Mr. Cuomo’s housing campaign was along the same lines, associates of Mr. Cuomo said, adding that it was the smallest-scale of the three efforts, with a budget around $20,000. But it also has a much more personal edge: As the former Secretary of Housing and Urban Development, Mr. Cuomo is a visible spokesman for the effort to roll back proposed cuts of more than 10 percent in the agency’s spending.

The housing campaign has had Mr. Cuomo appearing around the state and in city subway stations, where he recently appeared with two City Council candidates who are also former staff members of Local 1199, as well as other elected officials.

He also organized a community forum on the West Side to discuss the housing cuts, and mailings went out with the Building Stronger Communities label.

Upper West Side residents received mail with a large picture of Mr. Cuomo on one page and smaller pictures of the West Side officials in attendance on the other, with the news that the Sept. 17 forum had been a “great success.” (Mr. Cuomo said the mailings targeted Democratic Party activists.)

In Queens, some residents received mail with pictures of Mr. Cuomo and City Council member Helen Sears under the words “Sorry we missed you” and declaring “We must fight back!” against the cuts to H.U.D.

The mailings urged readers to visit the Web site or call the telephone number that rings at Local 1199 to support the campaign, which will end when the federal budget passes at the end of this year.

But the effort seems to be raising more attention among political insiders than among housing activists. The heads of two leading housing advocacy organizations, Housing First and the New York State Association for Affordable Housing, said they’d never heard of Building Stronger Communities. A third, Julie Miles of Housing Here and Now, said that she had been involved in the West Side event.

“We supported that particular event, but I don’t really relate to Building Stronger Communities as an ongoing coalition,” she said.

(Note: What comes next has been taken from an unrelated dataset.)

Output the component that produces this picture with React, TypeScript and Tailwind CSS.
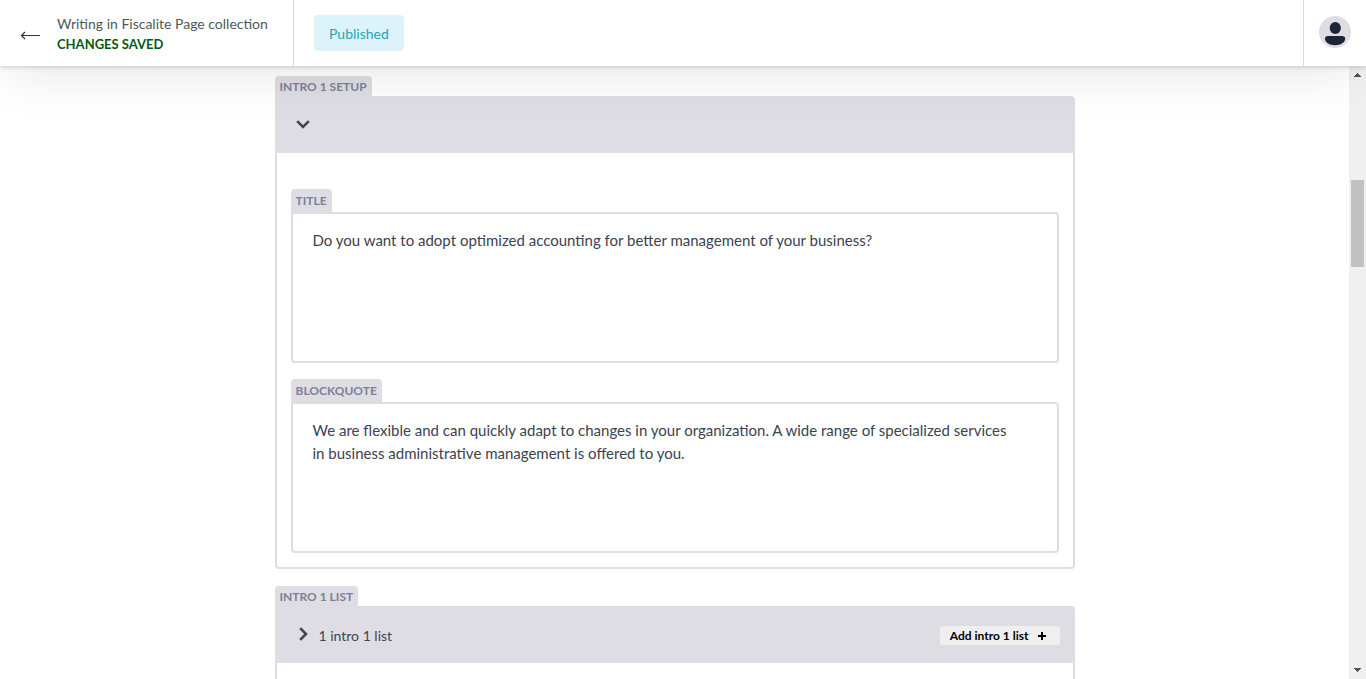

The Web site describes Building Stronger Communities as “a coalition of political officials, labor unions, community groups and not-for-profit organizations,” but some people whom Ms. Cunningham listed as members of the coalition said that they were not.

Council member Sears said that she didn’t see herself as a part of Mr. Cuomo’s organization but supported its goals.

“It certainly was separate and apart from my campaign and from his campaign,” she said.

Another group that Ms. Cunningham said was a central member of the coalition, the Brooklyn-based activist organization ACORN, also offered a different account.

Spokesman Jonathan Rosen, speaking of ACORN’s leaders vis-à-vis Building Stronger Communities, said: “They’re not part of the organization, have never received money from the organization, and have never been to a meeting of the organization. They were asked to co-sponsor [the West Side] meeting, and they haven’t heard anything from this group since.”

One person who did see himself as a member was George McDonald, the founder of the Doe Fund, which runs programs to help homeless men find jobs and housing. His group received funding from H.U.D. under Mr. Cuomo.

“This transcends political office,” Mr. McDonald said. “If there was ever a person we wanted to help us organize around this issue, it would be him—he convinced the Congress to save H.U.D. to begin with.”